Die größte Herausforderung auf dem Balkan ist, über die Zukunft zu reden. Wir sind offen für eine Diskussion über den Status. Es geht um gleiche Rechte für alle. Rechte können nicht nur für bestimmte Gruppe gelten. Wir bemerken, dass es in Europa kaum Reaktionen auf nationalistische Töne aus Tirana gibt.

Sprechen Sie jetzt die Idee von Groß-Albanien an?

Tirana ruft nach Groß-Albanien. Das bedeutet, dass Geister der Vergangenheit wachgerufen werden. Diese Geister zu bannen, das ist sehr schwierig. Die EU sollte darauf stärker reagieren.

Halten Sie noch an Ihrem Plan fest, den Nordkosovo an Serbien anzuschließen und damit die Grenzen neu zu ziehen?

Das sind Grenzen, die nie Grenzen waren. Ich habe diese Frage als Beitrag zu einer maßgeschneiderten Lösung des Problems gestellt, das war meine persönliche Meinung. Diese Frage der Grenzziehung ist ein rotes Tuch in der EU, weil Länder Angst haben, das Beispiel könnte kopiert werden. Ich verstehe die Sensibilität dieser Frage, und ich insistiere nicht auf dieser Diskussion. Vergangene Woche gab es dazu eine Debatte im US-Kongress. Ein Abgeordneter sagte ganz klar, dass es falsch ist, Grenzen zu ziehen, die ethnisch nicht klar sind.

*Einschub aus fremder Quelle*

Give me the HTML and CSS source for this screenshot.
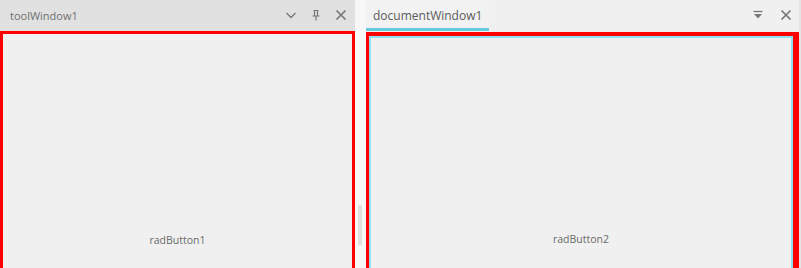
FILE: index.html
```html
<!DOCTYPE html>
<html lang="en">
<head>
    <meta charset="UTF-8">
    <title>Docking windows</title>
    <link rel="stylesheet" href="styles.css">
</head>
<body>
    <!-- Tool window -->
    <div class="tool-window">
        <div class="tool-header">
            <span class="tool-title">toolWindow1</span>
            <div class="tool-buttons">
                <svg width="12" height="12" viewBox="0 0 12 12"><path d="M1.5 4 L6 8.5 L10.5 4" fill="none" stroke="#777" stroke-width="1.3"/></svg>
                <svg width="12" height="12" viewBox="0 0 12 12"><path d="M3.5 1.5 H8.5 M4.5 1.5 V7 M7.5 1.5 V7 M2.5 7 H9.5 M6 7 V11.5" fill="none" stroke="#777" stroke-width="1.2"/></svg>
                <svg width="12" height="12" viewBox="0 0 12 12"><path d="M1.5 1.5 L10.5 10.5 M10.5 1.5 L1.5 10.5" fill="none" stroke="#777" stroke-width="1.7"/></svg>
            </div>
        </div>
        <div class="tool-body">
            <div class="rad-button">radButton1</div>
        </div>
    </div>

    <!-- Splitter -->
    <div class="splitter">
        <div class="grip"></div>
    </div>

    <!-- Document window -->
    <div class="doc-window">
        <div class="doc-header">
            <div class="doc-tab">documentWindow1</div>
            <div class="doc-buttons">
                <svg width="12" height="12" viewBox="0 0 12 12"><path d="M1.5 2.5 H10.5" stroke="#777" stroke-width="1.3"/><path d="M2 5 H10 L6 9.5 Z" fill="#777"/></svg>
                <svg width="12" height="12" viewBox="0 0 12 12"><path d="M1.5 1.5 L10.5 10.5 M10.5 1.5 L1.5 10.5" fill="none" stroke="#777" stroke-width="1.7"/></svg>
            </div>
        </div>
        <div class="doc-body">
            <div class="doc-inner">
                <div class="rad-button">radButton2</div>
            </div>
        </div>
    </div>
</body>
</html>
```

FILE: styles.css
```css
/* Page */
body {
    margin: 0;
    height: 268px;
    overflow: hidden;
    display: flex;
    font-family: 'Open Sans', 'Noto Sans', sans-serif;
    background-color: #f0f0f0;
    color: #666;
}

/* Tool window */
.tool-window {
    width: 355px;
    display: flex;
    flex-direction: column;
}

.tool-header {
    height: 31px;
    flex-shrink: 0;
    background-color: #e1e1e1;
    display: flex;
    align-items: center;
    justify-content: space-between;
    padding: 0 8px 0 10px;
    box-sizing: border-box;
}

.tool-title {
    font-size: 11px;
    color: #707070;
}

.tool-buttons {
    display: flex;
    gap: 13px;
    margin-top: -2px;
}

.tool-body {
    flex: 1;
    border: 3px solid #ff0000;
    border-bottom: none;
    background-color: #f0f0f0;
    padding-top: 199px;
}

/* Buttons in the windows */
.rad-button {
    text-align: center;
    font-size: 10.5px;
    line-height: 15px;
    color: #6a6a6a;
}

/* Splitter */
.splitter {
    width: 11px;
    background-color: #f7f7f7;
    display: flex;
    align-items: flex-end;
    padding: 0 0 23px 3px;
    box-sizing: border-box;
}

.grip {
    width: 4px;
    height: 40px;
    background-color: #e0e0e0;
}

/* Document window */
.doc-window {
    flex: 1;
    display: flex;
    flex-direction: column;
    border-right: 2px solid #e4e4e4;
}

.doc-header {
    height: 32px;
    flex-shrink: 0;
    display: flex;
    align-items: flex-start;
    justify-content: space-between;
    background-color: #f0f0f0;
}

.doc-tab {
    width: 123px;
    height: 31px;
    box-sizing: border-box;
    padding: 7px 0 0 7px;
    font-size: 12px;
    color: #5a5a5a;
    background-color: #f2f2f2;
    border-bottom: 3px solid #66c9dc;
}

.doc-buttons {
    display: flex;
    gap: 16px;
    padding: 9px 7px 0 0;
}

.doc-body {
    flex: 1;
    border: 3px solid #ff0000;
    border-top-width: 4px;
    border-right-width: 6px;
    border-bottom: none;
}

.doc-inner {
    height: 100%;
    border: 2px solid #8fe0f2;
    border-bottom: none;
    box-sizing: border-box;
    padding-top: 194px;
}
```
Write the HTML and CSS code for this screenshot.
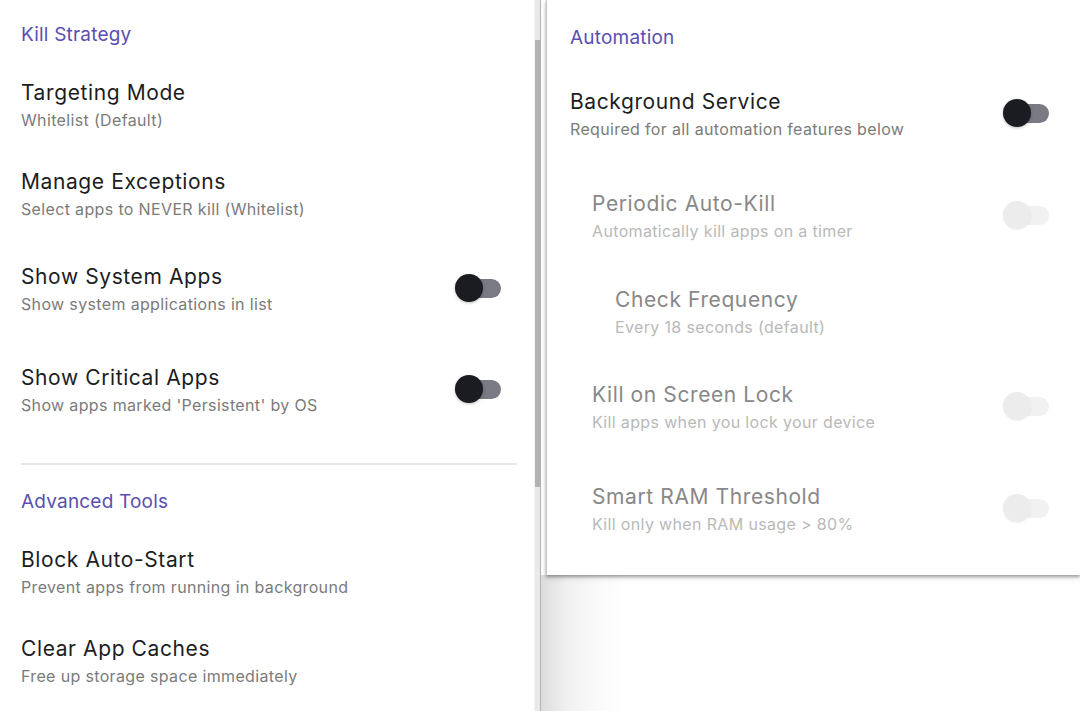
FILE: index.html
```html
<!DOCTYPE html>
<html>
<head>
<meta charset="utf-8">
<link rel="stylesheet" href="styles.css">
</head>
<body>
<div class="screen">
  <div class="left-pane">
    <div class="left-content">
      <div class="section-header first">Kill Strategy</div>
      <div class="row">
        <div class="text"><div class="title">Targeting Mode</div><div class="sub">Whitelist (Default)</div></div>
      </div>
      <div class="row">
        <div class="text"><div class="title">Manage Exceptions</div><div class="sub">Select apps to NEVER kill (Whitelist)</div></div>
      </div>
      <div class="row toggle-row">
        <div class="text"><div class="title">Show System Apps</div><div class="sub">Show system applications in list</div></div>
        <div class="toggle"><span class="track"></span><span class="knob"></span></div>
      </div>
      <div class="row toggle-row">
        <div class="text"><div class="title">Show Critical Apps</div><div class="sub">Show apps marked 'Persistent' by OS</div></div>
        <div class="toggle"><span class="track"></span><span class="knob"></span></div>
      </div>
      <div class="divider"></div>
      <div class="section-header">Advanced Tools</div>
      <div class="row">
        <div class="text"><div class="title">Block Auto-Start</div><div class="sub">Prevent apps from running in background</div></div>
      </div>
      <div class="row">
        <div class="text"><div class="title">Clear App Caches</div><div class="sub">Free up storage space immediately</div></div>
      </div>
    </div>
    <div class="scroll-track"><div class="scroll-thumb"></div></div>
  </div>
  <div class="right-side">
    <div class="panel">
      <div class="section-header first">Automation</div>
      <div class="row toggle-row">
        <div class="text"><div class="title">Background Service</div><div class="sub">Required for all automation features below</div></div>
        <div class="toggle"><span class="track"></span><span class="knob"></span></div>
      </div>
      <div class="row toggle-row disabled indent1">
        <div class="text"><div class="title">Periodic Auto-Kill</div><div class="sub">Automatically kill apps on a timer</div></div>
        <div class="toggle"><span class="track"></span><span class="knob"></span></div>
      </div>
      <div class="row disabled indent2">
        <div class="text"><div class="title">Check Frequency</div><div class="sub">Every 18 seconds (default)</div></div>
      </div>
      <div class="row toggle-row disabled indent1">
        <div class="text"><div class="title">Kill on Screen Lock</div><div class="sub">Kill apps when you lock your device</div></div>
        <div class="toggle"><span class="track"></span><span class="knob"></span></div>
      </div>
      <div class="row toggle-row disabled indent1">
        <div class="text"><div class="title">Smart RAM Threshold</div><div class="sub">Kill only when RAM usage &gt; 80%</div></div>
        <div class="toggle"><span class="track"></span><span class="knob"></span></div>
      </div>
    </div>
    <div class="below"></div>
  </div>
</div>
</body>
</html>
```
FILE: styles.css
```css
* { box-sizing: border-box; }
html, body {
  margin: 0;
  padding: 0;
  width: 1080px;
  height: 711px;
  overflow: hidden;
  background: #ffffff;
  font-family: Inter, "Noto Sans", "Liberation Sans", sans-serif;
}
.screen {
  display: flex;
  height: 711px;
}
.left-pane {
  width: 541px;
  display: flex;
  border-right: 1px solid #b4b4b4;
  background: #fff;
}
.left-content {
  width: 534px;
  padding: 0 17px 0 21px;
}
.scroll-track {
  width: 6px;
  background: #e9e9e9;
  border-left: 1px solid #f4f4f4;
}
.scroll-thumb {
  margin-top: 40px;
  height: 447px;
  background: #b3b3b3;
}
.section-header {
  font-size: 19px;
  line-height: 28px;
  color: #5a4fb0;
  margin-top: 23px;
  margin-bottom: 13px;
  letter-spacing: 0.2px;
}
.section-header.first { margin-top: 21px; }
.panel .section-header.first { margin-top: 24px; }
.row {
  display: flex;
  align-items: center;
  padding: 17px 0 18px;
}
.toggle-row { padding: 23px 0 24px; }
.panel .toggle-row { padding: 23px 0 25px; }
.text { flex: 1; }
.title {
  font-size: 21px;
  line-height: 28px;
  color: #1d1d1f;
  letter-spacing: 0.6px;
}
.sub {
  font-size: 16px;
  line-height: 26px;
  color: #7b7b7b;
  letter-spacing: 0.35px;
}
.divider {
  height: 2px;
  background: #e6e6e6;
  margin-top: 21px;
}
.toggle {
  position: relative;
  width: 46px;
  height: 28px;
  margin-right: 16px;
  margin-bottom: 4px;
  flex: none;
}
.toggle .track {
  position: absolute;
  left: 6px;
  right: 0;
  top: 5px;
  height: 19px;
  border-radius: 10px;
  background: #7a7a84;
}
.toggle .knob {
  position: absolute;
  left: 0;
  top: 0;
  width: 28px;
  height: 28px;
  border-radius: 50%;
  background: #1b1c21;
  box-shadow: 0 1px 3px rgba(0,0,0,0.25);
}
.disabled .title { color: #888888; }
.disabled .sub { color: #b9b9b9; }
.disabled .toggle .track { background: #f1f1f1; }
.disabled .toggle .knob { background: #ececec; box-shadow: 0 1px 2px rgba(0,0,0,0.06); }
.indent1 .text { padding-left: 22px; }
.indent2 .text { padding-left: 45px; }
.right-side {
  flex: 1;
  display: flex;
  flex-direction: column;
  background: #fff;
}
.panel {
  margin-left: 5px;
  height: 575px;
  background: #fff;
  padding: 0 15px 0 23px;
  border-left: 1px solid #c8c8c8;
  box-shadow: 0 2px 3px rgba(0,0,0,0.35), 0 3px 8px rgba(0,0,0,0.08);
  position: relative;
  z-index: 1;
}
.below {
  flex: 1;
  background: linear-gradient(to right, #dcdcdc 0px, #f0f0f0 25px, #fbfbfb 60px, #ffffff 85px, #ffffff 100%);
}
```
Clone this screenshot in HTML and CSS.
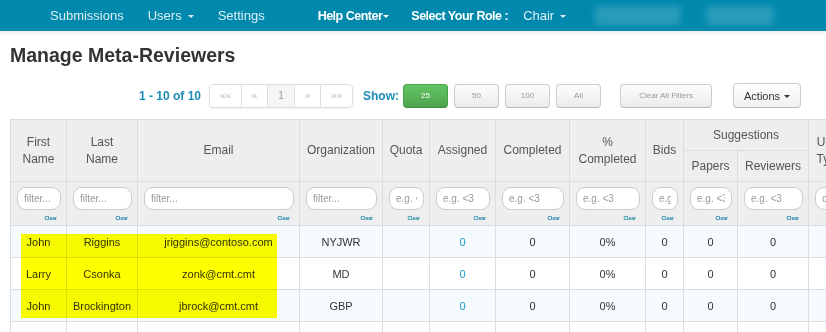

Zur Person: Ivica Dačić: Pragmatisch, verwandlungsfähig und machtorientiert

Geboren 1966 in Prizren (Kosovo); Politik-Studium in Belgrad.

Politische Karriere Pressesprecher der Sozialistischen Partei zwischen 1992–2000, die von Slobodan Milošević gegründet worden war. 2006 übernahm er den Vorsitz der Sozialistischen Partei Serbiens (SPS). Nach den Wahlen 2012 verdoppelte die SPS ihren Stimmenanteil. Dačić bildete eine Koalitionsregierung, im Juli 2012 wurde er Ministerpräsident.

Abkommen Serbien-Kosovo In zehn Verhandlungsrunden unter Vermittlung von EU-Chefdiplomatin Catherine Ashton einigten sich Dačić und Kosovo-Premier Hashim Thaçi über ein Abkommen, das unter anderem die Rechte der Serben im Nordkosovo regelt.